Your task → Filter the data for lines with the word "index", then copy every line so identified.

[Begin]

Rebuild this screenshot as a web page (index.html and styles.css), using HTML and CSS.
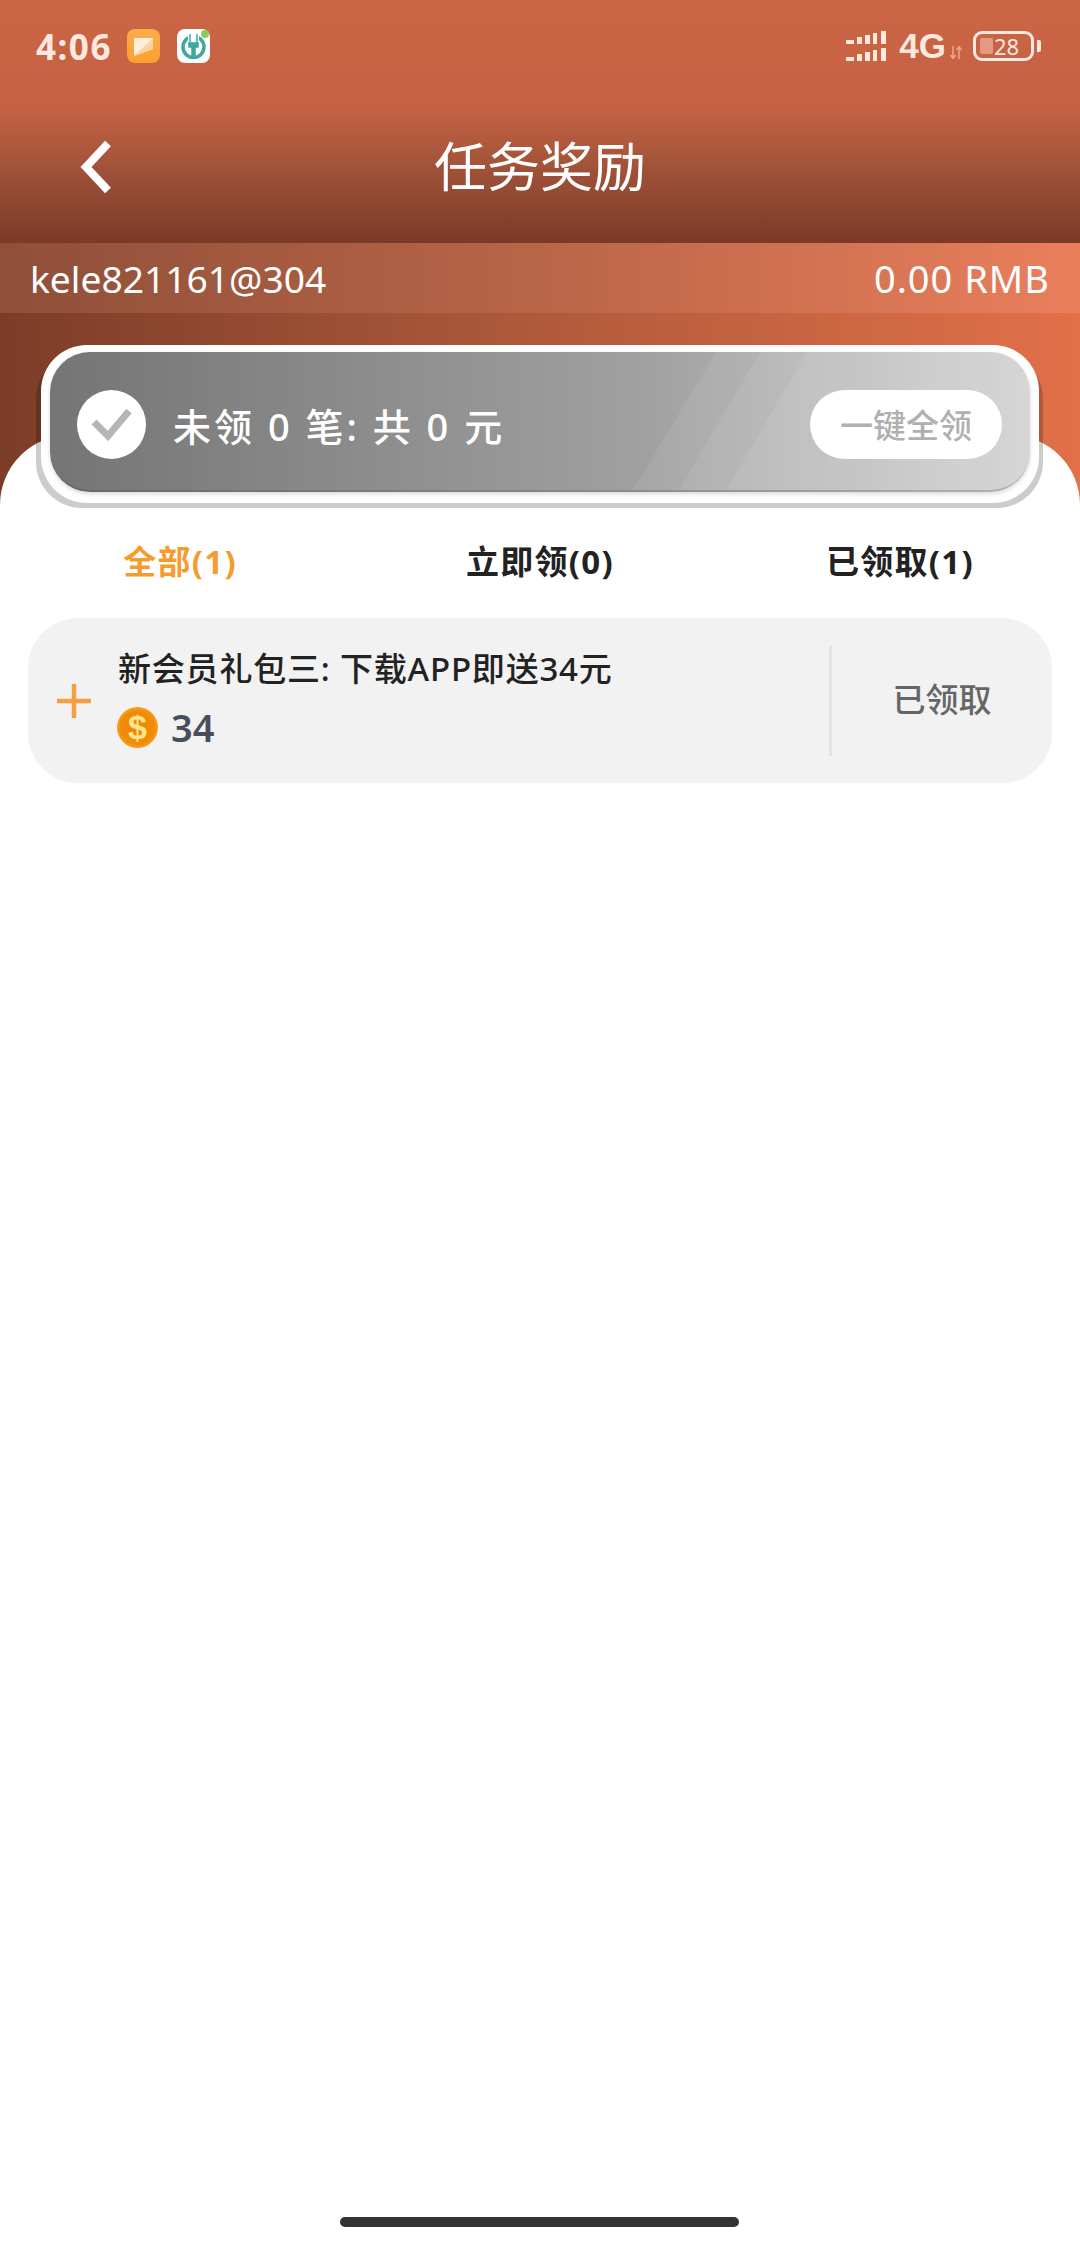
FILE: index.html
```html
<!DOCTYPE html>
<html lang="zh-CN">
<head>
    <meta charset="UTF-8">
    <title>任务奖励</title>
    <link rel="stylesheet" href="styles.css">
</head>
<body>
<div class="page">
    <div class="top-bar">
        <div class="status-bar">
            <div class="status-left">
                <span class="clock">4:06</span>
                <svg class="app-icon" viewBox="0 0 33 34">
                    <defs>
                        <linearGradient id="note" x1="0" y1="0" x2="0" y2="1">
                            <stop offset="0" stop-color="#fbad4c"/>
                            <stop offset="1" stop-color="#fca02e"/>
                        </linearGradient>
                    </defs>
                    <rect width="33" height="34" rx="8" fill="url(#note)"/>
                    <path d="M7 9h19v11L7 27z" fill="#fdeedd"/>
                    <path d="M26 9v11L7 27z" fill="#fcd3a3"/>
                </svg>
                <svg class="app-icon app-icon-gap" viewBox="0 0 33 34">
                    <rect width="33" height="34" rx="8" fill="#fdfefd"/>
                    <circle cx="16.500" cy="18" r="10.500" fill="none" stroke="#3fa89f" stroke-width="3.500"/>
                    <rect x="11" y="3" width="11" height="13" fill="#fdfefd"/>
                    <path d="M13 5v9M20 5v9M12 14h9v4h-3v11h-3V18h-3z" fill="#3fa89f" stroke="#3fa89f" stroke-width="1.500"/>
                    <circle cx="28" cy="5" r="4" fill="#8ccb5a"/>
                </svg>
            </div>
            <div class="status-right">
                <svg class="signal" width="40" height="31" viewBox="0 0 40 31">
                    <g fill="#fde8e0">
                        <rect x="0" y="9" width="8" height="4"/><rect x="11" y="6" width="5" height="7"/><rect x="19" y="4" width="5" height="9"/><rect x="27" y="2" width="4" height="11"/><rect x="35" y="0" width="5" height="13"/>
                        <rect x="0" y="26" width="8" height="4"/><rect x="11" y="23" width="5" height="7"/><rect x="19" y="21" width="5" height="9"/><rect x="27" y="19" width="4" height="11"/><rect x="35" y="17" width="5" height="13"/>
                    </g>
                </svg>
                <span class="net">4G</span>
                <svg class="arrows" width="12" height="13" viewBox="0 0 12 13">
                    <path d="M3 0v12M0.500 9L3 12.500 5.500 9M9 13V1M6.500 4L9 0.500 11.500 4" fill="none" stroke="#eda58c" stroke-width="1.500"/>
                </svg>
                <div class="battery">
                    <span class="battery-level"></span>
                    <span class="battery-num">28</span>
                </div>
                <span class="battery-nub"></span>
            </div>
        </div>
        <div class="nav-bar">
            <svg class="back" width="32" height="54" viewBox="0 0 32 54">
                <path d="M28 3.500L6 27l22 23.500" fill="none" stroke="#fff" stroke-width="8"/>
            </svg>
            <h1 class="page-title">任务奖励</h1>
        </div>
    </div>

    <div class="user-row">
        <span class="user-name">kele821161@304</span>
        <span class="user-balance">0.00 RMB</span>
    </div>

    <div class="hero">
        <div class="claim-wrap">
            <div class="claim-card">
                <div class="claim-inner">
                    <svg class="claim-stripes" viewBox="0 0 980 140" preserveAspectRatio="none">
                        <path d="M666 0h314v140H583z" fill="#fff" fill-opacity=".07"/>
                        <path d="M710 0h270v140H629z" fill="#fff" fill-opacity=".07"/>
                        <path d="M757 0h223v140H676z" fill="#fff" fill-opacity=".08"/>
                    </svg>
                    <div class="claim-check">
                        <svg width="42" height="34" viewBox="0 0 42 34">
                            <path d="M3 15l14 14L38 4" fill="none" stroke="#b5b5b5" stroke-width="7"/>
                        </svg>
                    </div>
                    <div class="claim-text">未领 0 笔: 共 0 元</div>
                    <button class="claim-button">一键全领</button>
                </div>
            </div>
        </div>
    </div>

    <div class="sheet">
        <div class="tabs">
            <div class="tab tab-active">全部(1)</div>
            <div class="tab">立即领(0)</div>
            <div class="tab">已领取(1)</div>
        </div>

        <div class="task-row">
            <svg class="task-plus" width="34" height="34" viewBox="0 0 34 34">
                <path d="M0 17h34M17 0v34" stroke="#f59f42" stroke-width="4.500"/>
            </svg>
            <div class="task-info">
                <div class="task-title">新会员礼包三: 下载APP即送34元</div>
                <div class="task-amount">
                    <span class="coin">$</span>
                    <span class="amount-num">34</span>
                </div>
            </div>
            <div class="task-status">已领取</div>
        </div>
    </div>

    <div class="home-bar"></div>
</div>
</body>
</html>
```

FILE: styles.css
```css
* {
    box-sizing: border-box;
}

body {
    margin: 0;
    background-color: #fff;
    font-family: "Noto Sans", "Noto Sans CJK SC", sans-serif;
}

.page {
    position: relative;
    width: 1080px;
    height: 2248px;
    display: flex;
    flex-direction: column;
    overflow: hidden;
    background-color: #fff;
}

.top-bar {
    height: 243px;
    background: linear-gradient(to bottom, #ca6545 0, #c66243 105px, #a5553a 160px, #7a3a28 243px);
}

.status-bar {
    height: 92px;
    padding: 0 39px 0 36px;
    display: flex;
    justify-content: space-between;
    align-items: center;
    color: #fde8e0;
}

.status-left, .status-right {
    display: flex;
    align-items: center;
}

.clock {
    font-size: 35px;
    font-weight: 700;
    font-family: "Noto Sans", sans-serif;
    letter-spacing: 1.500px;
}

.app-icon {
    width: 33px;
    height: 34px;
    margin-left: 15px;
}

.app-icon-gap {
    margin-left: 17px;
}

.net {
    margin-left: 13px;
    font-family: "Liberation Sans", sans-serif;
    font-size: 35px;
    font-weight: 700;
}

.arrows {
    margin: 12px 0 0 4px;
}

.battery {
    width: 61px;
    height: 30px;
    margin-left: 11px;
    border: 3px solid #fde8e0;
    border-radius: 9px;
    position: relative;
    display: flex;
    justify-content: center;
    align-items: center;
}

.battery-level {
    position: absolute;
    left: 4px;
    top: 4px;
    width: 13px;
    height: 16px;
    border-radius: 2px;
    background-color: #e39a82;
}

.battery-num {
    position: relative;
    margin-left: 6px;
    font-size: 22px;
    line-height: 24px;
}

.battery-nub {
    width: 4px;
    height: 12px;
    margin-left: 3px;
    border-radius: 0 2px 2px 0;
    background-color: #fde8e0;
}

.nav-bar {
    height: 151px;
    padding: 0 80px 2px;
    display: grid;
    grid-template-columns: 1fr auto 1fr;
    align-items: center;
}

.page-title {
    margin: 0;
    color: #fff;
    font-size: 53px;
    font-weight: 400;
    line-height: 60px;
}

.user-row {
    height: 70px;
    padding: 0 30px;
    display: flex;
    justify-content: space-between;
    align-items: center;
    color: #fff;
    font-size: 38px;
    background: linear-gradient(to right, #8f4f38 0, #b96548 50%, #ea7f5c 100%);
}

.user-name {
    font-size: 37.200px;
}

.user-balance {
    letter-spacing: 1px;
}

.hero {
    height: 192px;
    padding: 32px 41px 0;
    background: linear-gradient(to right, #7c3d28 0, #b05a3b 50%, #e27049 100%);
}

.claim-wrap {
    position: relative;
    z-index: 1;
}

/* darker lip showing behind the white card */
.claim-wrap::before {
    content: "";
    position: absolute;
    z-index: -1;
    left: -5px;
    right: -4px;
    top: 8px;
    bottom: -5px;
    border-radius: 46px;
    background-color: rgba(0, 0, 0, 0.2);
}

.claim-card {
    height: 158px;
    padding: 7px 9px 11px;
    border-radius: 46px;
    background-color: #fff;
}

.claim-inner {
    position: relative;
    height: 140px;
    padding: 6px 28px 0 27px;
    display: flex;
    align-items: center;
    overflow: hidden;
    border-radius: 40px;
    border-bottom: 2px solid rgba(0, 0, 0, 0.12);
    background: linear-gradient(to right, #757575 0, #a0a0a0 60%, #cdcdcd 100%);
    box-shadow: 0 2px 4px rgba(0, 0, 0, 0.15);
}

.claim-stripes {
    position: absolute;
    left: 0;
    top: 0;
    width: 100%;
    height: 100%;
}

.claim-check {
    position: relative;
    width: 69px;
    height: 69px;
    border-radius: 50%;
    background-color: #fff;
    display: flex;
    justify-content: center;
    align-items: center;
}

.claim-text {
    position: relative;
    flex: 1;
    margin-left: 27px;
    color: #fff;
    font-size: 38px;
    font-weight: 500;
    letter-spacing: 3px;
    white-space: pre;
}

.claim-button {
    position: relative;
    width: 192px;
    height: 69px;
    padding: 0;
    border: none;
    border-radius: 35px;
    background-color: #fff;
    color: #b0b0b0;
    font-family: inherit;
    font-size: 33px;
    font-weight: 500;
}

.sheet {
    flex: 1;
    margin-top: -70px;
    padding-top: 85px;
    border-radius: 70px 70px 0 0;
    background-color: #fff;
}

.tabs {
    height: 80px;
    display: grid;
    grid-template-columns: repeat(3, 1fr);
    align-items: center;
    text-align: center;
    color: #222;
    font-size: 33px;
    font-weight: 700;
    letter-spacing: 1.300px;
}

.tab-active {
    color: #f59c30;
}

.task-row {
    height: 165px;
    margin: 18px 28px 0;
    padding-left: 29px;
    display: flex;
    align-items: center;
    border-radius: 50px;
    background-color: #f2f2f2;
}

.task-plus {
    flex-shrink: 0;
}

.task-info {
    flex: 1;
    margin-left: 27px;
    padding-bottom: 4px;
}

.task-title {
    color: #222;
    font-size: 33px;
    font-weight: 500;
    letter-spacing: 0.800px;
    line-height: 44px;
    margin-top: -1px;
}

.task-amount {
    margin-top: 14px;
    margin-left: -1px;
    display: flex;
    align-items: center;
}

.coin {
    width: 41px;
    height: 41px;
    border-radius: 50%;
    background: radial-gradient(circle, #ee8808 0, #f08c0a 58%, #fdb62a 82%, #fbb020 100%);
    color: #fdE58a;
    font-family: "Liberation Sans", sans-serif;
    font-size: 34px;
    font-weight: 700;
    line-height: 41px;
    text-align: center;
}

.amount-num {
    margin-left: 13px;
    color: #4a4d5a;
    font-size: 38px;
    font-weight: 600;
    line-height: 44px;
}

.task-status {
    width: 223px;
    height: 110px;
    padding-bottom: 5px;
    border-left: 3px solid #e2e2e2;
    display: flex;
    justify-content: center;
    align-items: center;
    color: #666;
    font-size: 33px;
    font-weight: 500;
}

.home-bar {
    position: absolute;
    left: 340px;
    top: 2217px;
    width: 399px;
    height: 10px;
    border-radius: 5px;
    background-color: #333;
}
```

[End]

Result →
Rebuild this screenshot as a web page (index.html and styles.css), using HTML and CSS.
FILE: index.html
    z-index: 1;
    z-index: -1;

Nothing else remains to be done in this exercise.